José Luis Alvite
Cuando ya no ladren los perros
Yo creo que aunque a eso ayuden mucho las soflamas revolucionarias, lo que de verdad despierta de su resignación a los pueblos es ese instante de inflexión en el que el ser humano se da cuenta de que la necesidad de sobrevivir es más imperiosa que la conveniencia de razonar, justo cuando distingue con dolorosa claridad entre la virtud del ayuno y el castigo del hambre, en ese preciso momento de abatimiento y angustia en el que un hombre sabe que no le interesará una sola idea que llene su alma si al mismo tiempo no sirve para llenar su nevera. Parece cierto que las ideas revolucionarias no prenden de manera especial entre las personas ilustradas, sino, sobre todo, entre los hombres hambrientos, del mismo modo que las desavenencias familiares se vuelven extremas en el momento en el que parece que sobran platos al servir el almuerzo.
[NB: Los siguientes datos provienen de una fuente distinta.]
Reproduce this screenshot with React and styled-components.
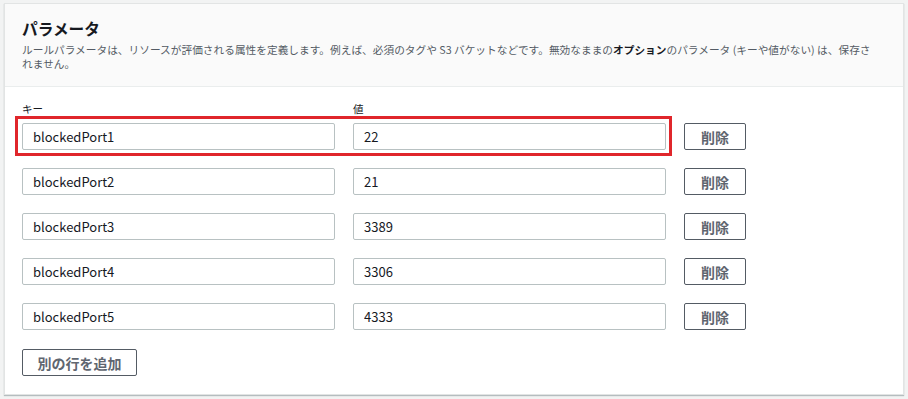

Si nos detuviésemos en el análisis comparativo de nuestras basuras nos daríamos cuenta de que en muy poco tiempo en la disputa de los contenedores los perros han sido sustituidos por los hombres y por las mujeres, por los ancianos y por los niños, seres humanos azotados por el desempleo y desvelados por el hambre, una multitud cuya reacción será más impulsiva y menos estoica a partir del momento en el que de las jodidas basuras solo sea comestible el cartón. ¿Y qué dirán luego los políticos? ¿Y de qué hablarán después los tertulianos? Creo que ocurrirá lo que sucedió otras veces, lo que supongo que es inevitable que ocurra cuando por falta de sensatez y de justicia se haya perdido la esperanza, justo cuando por culpa del hambre incluso hayan dejado de ladrar los perros. Y entonces habremos caído de nuevo en el error de ignorar que lo que despierta de su resignación a los pueblos es la idea de que ya solo puede resultar sensato perder la razón.